All commands that target a specific Pi accept --pi <name> for scripting. Without it:

  • status, services, and ping show all Pis
  • use, deploy, restart, stop, and start without arguments show a numbered selection list
  • Other commands use the active Pi (set via use) or the default Pi

Configuration

All config and keys are stored in ~/.pi-manager/:

~/.pi-manager/
├── config.json     # Main configuration
├── keys/           # SSH keys (generated during setup)
│   ├── id_rsa
│   └── id_rsa.pub
└── history         # REPL command history

Example config.json:

{
  "pis": {
    "homepi": {
      "host": "192.168.1.100",
      "user": "pi",
      "ssh_key_path": "~/.pi-manager/keys/id_rsa",
      "services": ["apache2", "mariadb", "cloudflared"],
      "tailscale_host": "100.64.0.1"
    },
    "mediaserver": {
      "host": "192.168.1.101",
      "user": "pi",
      "ssh_key_path": "~/.pi-manager/keys/id_rsa",
      "services": ["plex", "samba"],
      "cloudflare_api_token": "separate-token-if-different-account",
      "tailscale_host": "100.64.0.2"
    }
  },
  "default_pi": "homepi",
  "cloudflare_api_token": "global-token-for-all-pis",
  "projects": {
    "my-site": {
      "local_path": "/Users/you/Sites/my-site/",
      "remote_path": "/var/www/my-site/",
      "pi": "homepi",
      "cloudflare_zone_id": "zone-id-for-my-site",
      "url": "https://my-site.example.com"
    },
    "blog": {
      "local_path": "/Users/you/Sites/blog/",
      "remote_path": "/var/www/blog/",
      "pi": "homepi",
      "cloudflare_zone_id": "different-zone-id-for-blog",
      "url": "https://blog.example.com"
    }
  }
}
  • cloudflare_api_token (global) — used for all Pis by default
  • cloudflare_api_token (per-Pi, optional) — overrides the global token if a Pi uses a different Cloudflare account
  • cloudflare_zone_id — always per project, since one Pi can host multiple sites with different zones
  • tailscale_host (per-Pi, optional) — Tailscale IP for remote access when not on the home network
  • url (per-project, optional) — website URL used by the open command to launch in your browser

Migration: If you're upgrading from v0.1.0, your old single-Pi config is automatically migrated to the new format on first load. No manual changes needed.

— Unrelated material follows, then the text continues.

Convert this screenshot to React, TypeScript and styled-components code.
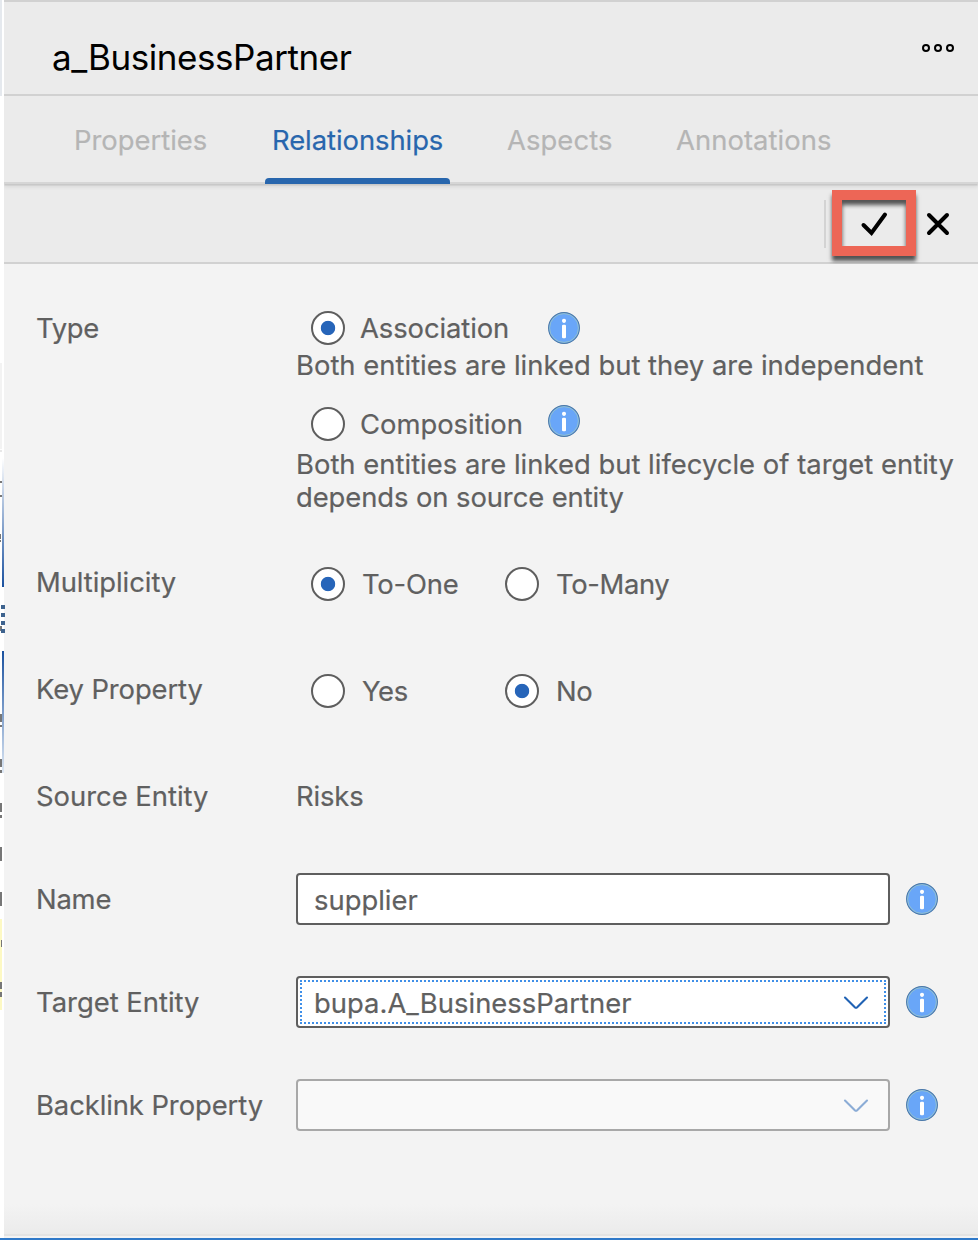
import React from 'react';
import styled, { createGlobalStyle } from 'styled-components';

const GlobalStyle = createGlobalStyle`
  *, *::before, *::after { box-sizing: border-box; }
  html, body { margin: 0; padding: 0; background: #fff; }
  body {
    font-family: Inter, "Liberation Sans", sans-serif;
    font-size: 27.4px;
    color: #606060;
    overflow: hidden;
  }
`;

const Screen = styled.div`
  width: 978px;
  height: 1240px;
  display: flex;
  flex-direction: column;
  border-bottom: 2px solid #2f79c9;
`;
const Main = styled.div`
  flex: 1;
  display: flex;
  min-height: 0;
`;
const CanvasEdge = styled.svg`
  flex: none;
  width: 4px;
  height: 1238px;
  overflow: visible;
  position: relative;
  z-index: 1;
`;
const Panel = styled.section`
  flex: 1;
  display: flex;
  flex-direction: column;
  background: #f3f3f3;
  border-top: 2px solid #d1d1d1;
`;
const Header = styled.header`
  height: 94px;
  flex: none;
  display: flex;
  justify-content: space-between;
  background: #ebebeb;
  border-bottom: 2px solid #d1d1d1;
  padding: 33px 24px 0 48px;
`;
const Text = styled.span<{ $ls?: number }>`
  display: block;
  line-height: 33px;
  white-space: nowrap;
  letter-spacing: ${(p) => p.$ls ?? 0}px;
  -webkit-text-stroke: 0.2px currentColor;
`;
const Title = styled.h1`
  margin: 0;
  font-size: 35px;
  line-height: 44px;
  font-weight: 400;
  letter-spacing: -0.43px;
  color: #000;
`;
const MoreButton = styled.svg`
  margin-top: 8px;
  width: 32px;
  height: 10px;
`;
const Tabs = styled.nav`
  height: 88px;
  flex: none;
  display: flex;
  background: #ebebeb;
  border-bottom: 2px solid #d6d6d6;
  padding-left: 63px;
  gap: 50px;
  position: relative;
  box-shadow: 0 2px 0 -0.5px #c8c8c8, 0 3px 4px rgba(0, 0, 0, 0.08);
`;
const Tab = styled.div<{ $active?: boolean; $w: number }>`
  width: ${(p) => p.$w}px;
  height: 88px;
  padding: 28px 0 0 7px;
  color: ${(p) => (p.$active ? '#2866ad' : '#b5b5b5')};
  &::after {
    content: '';
    display: ${(p) => (p.$active ? 'block' : 'none')};
    height: 6px;
    margin: 21px 0 0 -7px;
    border-radius: 4px 4px 0 0;
    background: #2866ad;
  }
`;
const Toolbar = styled.div`
  height: 80px;
  flex: none;
  display: flex;
  justify-content: flex-end;
  background: #ebebeb;
  border-bottom: 2px solid #d1d1d1;
  padding: 6px 28px 0 0;
`;
const Separator = styled.i`
  width: 2px;
  height: 48px;
  margin: 10px 6px 0 0;
  background: #d3d3d3;
`;
const Highlight = styled.div`
  width: 84px;
  height: 66px;
  border: 10px solid #ed6656;
  box-shadow: 0 5px 4px rgba(0, 0, 0, 0.65), inset 0 5px 4px rgba(0, 0, 0, 0.65);
`;
const ActionIcon = styled.svg`
  display: block;
  width: 64px;
  height: 46px;
`;
const CloseIcon = styled.svg`
  width: 24px;
  height: 24px;
  margin: 22px 0 0 10px;
`;
const Form = styled.form`
  flex: 1;
  display: flex;
  flex-direction: column;
  padding: 47px 0 0 32px;
  background: linear-gradient(#f3f3f3 calc(100% - 30px), #ebebeb);
  border-bottom: 2px solid #e3e3e3;
  margin-bottom: 2px;
`;
const Row = styled.div<{ $h: number; $gap: number }>`
  display: grid;
  grid-template-columns: 260px 1fr;
  height: ${(p) => p.$h}px;
  margin-bottom: ${(p) => p.$gap}px;
`;
const Label = styled(Text)<{ $top?: number }>`
  margin-top: ${(p) => p.$top ?? 0}px;
`;
const Options = styled.div`
  display: grid;
  grid-template-columns: 194px 1fr;
  padding-left: 15px;
`;
const Option = styled.label<{ $gap: number }>`
  display: flex;
  align-items: center;
  height: 34px;
  gap: ${(p) => p.$gap}px;
`;
const Circle = styled.span<{ $on?: boolean }>`
  flex: none;
  width: 34px;
  height: 34px;
  border-radius: 50%;
  border: 2px solid #5e5e5e;
  background: ${(p) =>
    p.$on ? 'radial-gradient(circle, #2765b9 6.8px, #fff 7.6px)' : '#fff'};
`;
const TypeLine = styled.div`
  display: grid;
  grid-template-columns: 237px 32px;
  height: 34px;
  padding-left: 15px;
`;
const Description = styled.div<{ $top: number; $bottom: number }>`
  padding: ${(p) => p.$top}px 0 ${(p) => p.$bottom}px;
`;
const FieldLine = styled.div`
  display: flex;
  align-items: center;
  gap: 16px;
`;
const Field = styled.div<{ $disabled?: boolean }>`
  width: 594px;
  height: 52px;
  padding: 2px;
  border: 2px solid ${(p) => (p.$disabled ? '#a8a8a8' : '#5e5e5e')};
  border-radius: 4px;
  background: ${(p) => (p.$disabled ? '#f9f9f9' : '#fff')};
`;
const FieldInner = styled.div<{ $focus?: boolean }>`
  height: 44px;
  display: flex;
  align-items: center;
  justify-content: space-between;
  padding: 2px 15px 0 12px;
  border: 2px dotted ${(p) => (p.$focus ? '#3f8fe8' : 'transparent')};
`;
const ChevronSvg = styled.svg<{ $dim?: boolean }>`
  width: 26px;
  height: 14px;
  margin-left: auto;
  opacity: ${(p) => (p.$dim ? 0.5 : 1)};
`;
const InfoSvg = styled.svg<{ $up?: number }>`
  flex: none;
  width: 32px;
  height: 32px;
  margin-top: ${(p) => p.$up ?? 0}px;
`;

const Info = ({ up }: { up?: number }) => (
  <InfoSvg viewBox="0 0 32 32" $up={up}>
    <circle cx="16" cy="16" r="15.4" fill="#69a6f8" stroke="#4a78a8" strokeWidth="1.1" />
    <circle cx="16" cy="16" r="14.4" fill="none" stroke="#9cc6c6" strokeWidth="0.8" />
    <rect x="14" y="6.7" width="4" height="4.2" rx="1.8" fill="#fff" />
    <rect x="14" y="12.8" width="4" height="13.4" rx="1.2" fill="#fff" />
  </InfoSvg>
);

const Chevron = ({ dim }: { dim?: boolean }) => (
  <ChevronSvg viewBox="0 0 26 14" $dim={dim}>
    <path d="M2 1.6 L11.8 11.2 Q13 12.3 14.2 11.2 L24 1.6" fill="none" stroke="#2062b4" strokeWidth="2.1" strokeLinecap="round" />
  </ChevronSvg>
);

const Radio = ({ on, text, ls, gap = 17 }: { on?: boolean; text: string; ls?: number; gap?: number }) => (
  <Option $gap={gap}>
    <Circle $on={on} />
    <Text $ls={ls}>{text}</Text>
  </Option>
);

const Edge = () => (
  <CanvasEdge viewBox="0 0 4 1238">
    <defs>
      <linearGradient id="up" x1="0" y1="0" x2="0" y2="1">
        <stop offset="0" stopColor="#fff" />
        <stop offset="1" stopColor="#1a519f" />
      </linearGradient>
      <linearGradient id="down" x1="0" y1="0" x2="0" y2="1">
        <stop offset="0" stopColor="#1a519f" />
        <stop offset="1" stopColor="#dfe9f5" />
      </linearGradient>
    </defs>
    <rect width="4" height="1238" fill="#fff" />
    <rect width="2" height="96" fill="#e5e9ee" />
    <rect y="363" width="2" height="86" fill="#f3f3f3" />
    <rect y="450" width="2" height="2" fill="#e8e8e8" />
    <rect x="2" y="458" width="2" height="129" fill="url(#up)" />
    <rect x="2" y="651" width="2" height="122" fill="url(#down)" />
    <g fill="#777">
      <rect y="481" width="2" height="2" />
      <rect y="495" width="2" height="2" />
      <rect y="534" width="1" height="5" />
      <rect y="540" width="1" height="2" />
      <rect y="626" width="2" height="5" />
      <rect y="714" width="2" height="8" />
      <rect y="725" width="2" height="2" />
      <rect y="759" width="2" height="8" />
      <rect y="770" width="2" height="3" />
      <rect y="803" width="2" height="9" />
      <rect y="815" width="2" height="3" />
      <rect y="847" width="2" height="14" />
      <rect y="892" width="2" height="14" />
    </g>
    <rect y="919" width="2" height="91" fill="#fdf9c4" />
    <g fill="#777">
      <rect x="1" y="940" width="1" height="7" />
      <rect y="982" width="2" height="7" />
      <rect y="992" width="2" height="5" />
    </g>
    <g fill="#3e638e">
      <rect x="1" y="605" width="4" height="4" />
      <rect x="1" y="613" width="4" height="4" />
      <rect x="1" y="621" width="4" height="4" />
      <rect x="1" y="629" width="4" height="4" />
    </g>
  </CanvasEdge>
);

export default function App() {
  return (
    <>
      <GlobalStyle />
      <Screen>
        <Main>
          <Edge />
          <Panel>
            <Header>
              <Title>a_BusinessPartner</Title>
              <MoreButton viewBox="0 0 32 10">
                <g fill="none" stroke="#000" strokeWidth="2">
                  <circle cx="4" cy="5" r="3" />
                  <circle cx="16" cy="5" r="3" />
                  <circle cx="28" cy="5" r="3" />
                </g>
              </MoreButton>
            </Header>
            <Tabs>
              <Tab $w={148}><Text>Properties</Text></Tab>
              <Tab $w={185} $active><Text $ls={-0.05}>Relationships</Text></Tab>
              <Tab $w={119}><Text $ls={0.08}>Aspects</Text></Tab>
              <Tab $w={168}><Text $ls={0.06}>Annotations</Text></Tab>
            </Tabs>
            <Toolbar>
              <Separator />
              <Highlight>
                <ActionIcon viewBox="0 0 64 46">
                  <path d="M21.5 25 L29.5 33 L43 14.5" fill="none" stroke="#000" strokeWidth="4" strokeLinecap="round" />
                </ActionIcon>
              </Highlight>
              <CloseIcon viewBox="0 0 24 24">
                <path d="M3 3 L21 21 M21 3 L3 21" stroke="#000" strokeWidth="4" strokeLinecap="round" />
              </CloseIcon>
            </Toolbar>
            <Form>
              <Row $h={204} $gap={52}>
                <Label $top={1} $ls={-0.3}>Type</Label>
                <div>
                  <TypeLine>
                    <Radio on text="Association" gap={15} ls={-0.08} />
                    <Info up={1} />
                  </TypeLine>
                  <Description $top={4} $bottom={25}>
                    <Text $ls={0.02}>Both entities are linked but they are independent</Text>
                  </Description>
                  <TypeLine>
                    <Radio text="Composition" gap={15} />
                    <Info up={-2} />
                  </TypeLine>
                  <Description $top={7} $bottom={0}>
                    <Text $ls={0.02}>Both entities are linked but lifecycle of target entity</Text>
                    <Text $ls={-0.08}>depends on source entity</Text>
                  </Description>
                </div>
              </Row>
              <Row $h={34} $gap={73}>
                <Label $top={-1} $ls={-0.05}>Multiplicity</Label>
                <Options>
                  <Radio on text="To-One" ls={-0.2} />
                  <Radio text="To-Many" ls={-0.35} />
                </Options>
              </Row>
              <Row $h={34} $gap={72}>
                <Label $top={-1} $ls={-0.1}>Key Property</Label>
                <Options>
                  <Radio text="Yes" ls={-0.4} />
                  <Radio on text="No" ls={-0.4} />
                </Options>
              </Row>
              <Row $h={34} $gap={59}>
                <Label>Source Entity</Label>
                <Text $ls={-0.15}>Risks</Text>
              </Row>
              <Row $h={52} $gap={51}>
                <Label $top={10} $ls={-0.2}>Name</Label>
                <FieldLine>
                  <Field><FieldInner><Text>supplier</Text></FieldInner></Field>
                  <Info />
                </FieldLine>
              </Row>
              <Row $h={52} $gap={51}>
                <Label $top={10}>Target Entity</Label>
                <FieldLine>
                  <Field><FieldInner $focus><Text $ls={0.03}>bupa.A_BusinessPartner</Text><Chevron /></FieldInner></Field>
                  <Info />
                </FieldLine>
              </Row>
              <Row $h={52} $gap={0}>
                <Label $top={10} $ls={-0.08}>Backlink Property</Label>
                <FieldLine>
                  <Field $disabled><FieldInner><Chevron dim /></FieldInner></Field>
                  <Info />
                </FieldLine>
              </Row>
            </Form>
          </Panel>
        </Main>
      </Screen>
    </>
  );
}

You can edit the file directly or use pi setup / pi add-project / pi add-pi.

Deploy workflow

When you run deploy <name>, PiManager:

  1. Resolves the target Pi — from --pi flag, project config, active Pi, or default
  2. Rsyncs the local project folder to the Pi (excludes .git, .DS_Store, node_modules)
  3. Restarts Apache on the Pi
  4. Purges Cloudflare cache (if a zone ID and API token are configured)

Project structure

pi-manager/
├── pi_manager/
│   ├── __init__.py
│   ├── cli.py          # Click entry point, routes to REPL or one-shot
│   ├── repl.py         # Interactive REPL (prompt_toolkit + rich)
│   ├── config.py       # Config loading, saving, setup wizard, multi-Pi helpers
│   ├── ssh.py          # SSH connection, remote commands, Terminal.app integration
│   ├── monitor.py      # System status, services, log viewing
│   ├── services.py     # Service start, stop, restart, shutdown, reboot
│   └── deploy.py       # Rsync deploy + Cloudflare cache purge
├── pyproject.toml
└── README.md

Dependencies

Package Purpose
click CLI framework and one-shot command parsing
rich Tables, panels, styled terminal output
paramiko SSH connections and remote command execution
prompt_toolkit Interactive REPL with history and tab-completion
requests Cloudflare API calls

FAQ

Where is the config stored? ~/.pi-manager/config.json. Edit it directly or use pi setup / pi add-project.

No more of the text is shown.